Portrait of a Character – Gabrielle Nolan

Portrait of a Character – Gabrielle Nolan

Gabrielle Nolan comes from real events.

Origins

Gabby started off as almost a plot device. I had been working on a series of ficlets surrounding the Breen attack on Earth, and I was analogizing them to the Five Stages of Grief. The Breen attack also felt a lot like 9/11, so I wanted to tell the story from the perspective of a pregnant widow. Gabrielle is not the widow (Gina is); she’s the daughter. So she doesn’t show up until the sixth stage, which is healing.

While I wanted to move the story beyond grief, I also wrote the healing aspect in order to introduce Gabby. This was done as the response to a weekly free write prompt about art. When I saw the prompt, the first thing I thought of was art therapy, and I immediately got the image of a child’s red-colored rounded scrawl into my head, and that would not go away.

Art Therapy

As a part of the commemoration of the fifth anniversary of the Breen attack, Gabby’s school has its students draw, paint or sculpt their impressions of that day. Gabrielle isn’t the only bereft child, as she learns. For Gabby, it’s a day to make a friend, as it is for her  mother, Gina. A part of healing is, I feel, to go outside yourself, and see that others might be in the same boat as you. Art brings it all together, as Gabby’s piece and another piece bring them close to people with a similar bereavement.

Quote

“It’s a tomato.”

(when asked about the red scrawl on her drawing).

Appearance

Gabby is shown as both a child and a teenager. For her time as a small child, I see MacKenzie Foy.

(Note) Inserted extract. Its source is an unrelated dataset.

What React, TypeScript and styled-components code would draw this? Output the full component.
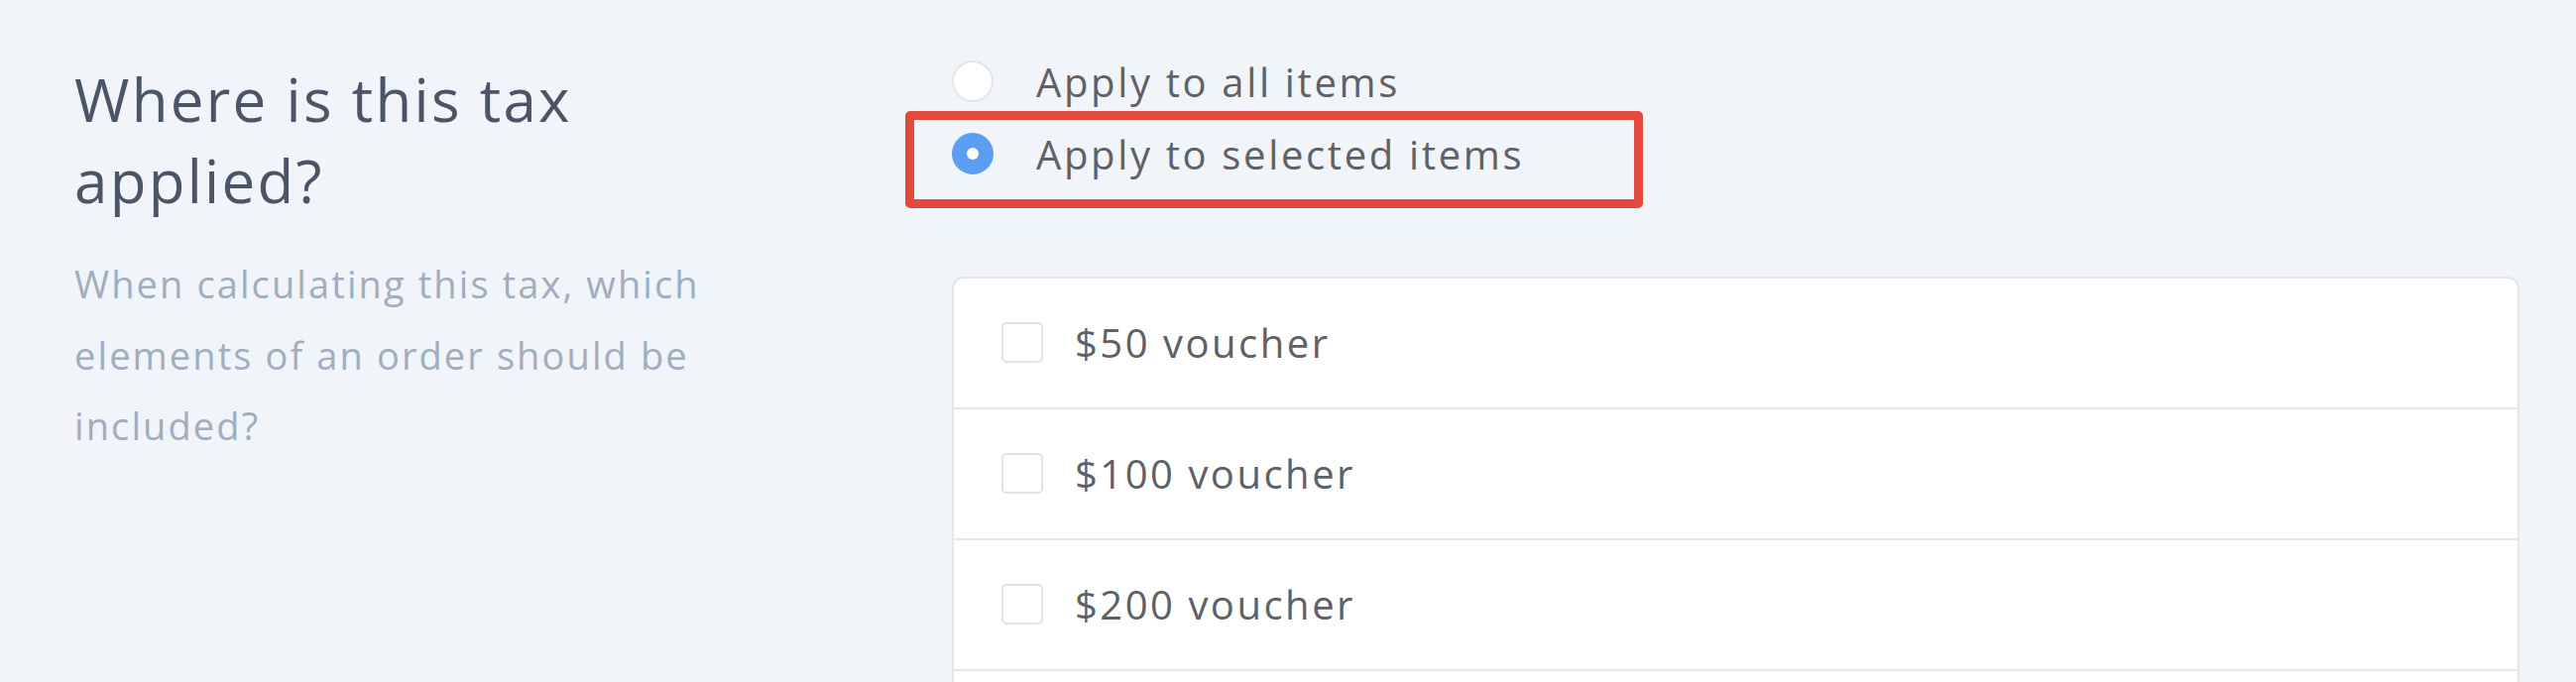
import React from "react";
import styled, { createGlobalStyle } from "styled-components";

const GlobalStyle = createGlobalStyle`
  html, body {
    margin: 0;
    background: #f1f4f9;
    overflow: hidden;
  }
  *, *::before, *::after { box-sizing: border-box; }
`;

const Page = styled.div`
  display: flex;
  gap: 185px;
  padding: 0 57px 0 75px;
  height: 688px;
  font-family: "Open Sans", "Noto Sans", sans-serif;
`;

const Aside = styled.div`
  width: 700px;
  flex-shrink: 0;
  padding-top: 59px;
`;

const Title = styled.h2`
  margin: 0;
  font-size: 60px;
  line-height: 82px;
  font-weight: 400;
  letter-spacing: 2.3px;
  color: #4a5568;
`;

const Hint = styled.p`
  margin: 28px 0 0;
  font-size: 38px;
  line-height: 71.5px;
  letter-spacing: 2.1px;
  color: #a0aec0;
`;

const Main = styled.div`
  flex: 1;
  padding-top: 60px;
`;

const RadioGroup = styled.div`
  display: flex;
  flex-direction: column;
  gap: 29px;
`;

const RadioRow = styled.label<{ $marked?: boolean }>`
  position: relative;
  display: flex;
  align-items: center;
  gap: 43px;
  height: 44px;
  font-size: 40px;
  letter-spacing: 2.65px;
  color: #5f6166;

  ${(p) =>
    p.$marked &&
    `
    &::after {
      content: "";
      position: absolute;
      left: -47px;
      top: -21px;
      width: 744px;
      height: 98px;
      border: 9px solid #e5493c;
      border-radius: 5px;
    }
  `}
`;

const Radio = styled.span<{ $on?: boolean }>`
  width: 42px;
  height: 42px;
  border-radius: 50%;
  flex-shrink: 0;
  background: ${(p) => (p.$on ? "#5c9ef2" : "#fff")};
  border: 2px solid ${(p) => (p.$on ? "#5c9ef2" : "#e2e5e9")};
  display: flex;
  align-items: center;
  justify-content: center;

  &::before {
    content: "";
    width: 12px;
    height: 12px;
    border-radius: 50%;
    background: #fff;
    display: ${(p) => (p.$on ? "block" : "none")};
  }
`;

const Card = styled.div`
  margin-top: 102px;
  padding-bottom: 60px;
  background: #fff;
  border: 2px solid #e3e6ea;
  border-radius: 12px;
  overflow: hidden;
`;

const Item = styled.div`
  display: flex;
  align-items: center;
  gap: 32px;
  height: 132px;
  padding-left: 48px;
  padding-bottom: 2px;
  border-bottom: 2px solid #e5e8ec;
  font-size: 40px;
  letter-spacing: 2.5px;
  color: #5f6166;
`;

const Check = styled.span`
  width: 42px;
  height: 41px;
  flex-shrink: 0;
  border: 2px solid #e0e3e7;
  border-radius: 5px;
  background: #fff;
`;

const items = ["$50 voucher", "$100 voucher", "$200 voucher"];

export default function App() {
  return (
    <>
      <GlobalStyle />
      <Page>
        <Aside>
          <Title>Where is this tax applied?</Title>
          <Hint>When calculating this tax, which elements of an order should be included?</Hint>
        </Aside>
        <Main>
          <RadioGroup>
            <RadioRow>
              <Radio />
              Apply to all items
            </RadioRow>
            <RadioRow $marked>
              <Radio $on />
              Apply to selected items
            </RadioRow>
          </RadioGroup>
          <Card>
            {items.map((t) => (
              <Item key={t}>
                <Check />
                {t}
              </Item>
            ))}
          </Card>
        </Main>
      </Page>
    </>
  );
}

Portrait of a Character – Gabrielle Nolan

As a teenager, I don’t really have a visual for her yet. She’s a child of the twenty-fourth century, and a child of tragedy. So she is much like any of the children of 9/11 victims, whether they extant or in utero on 9/11/01. As a teenager, she is a lot like a typical human teenager. She’s engrossed in her PADD, bored with slow-moving adult things, and intent on fixing up her friends with each other, a little like Jane Austen’s Emma.

In her eyes, her mother sees her lost father, Michael Nolan, much as I expect 9/11 widows see their husbands in the eyes of their children.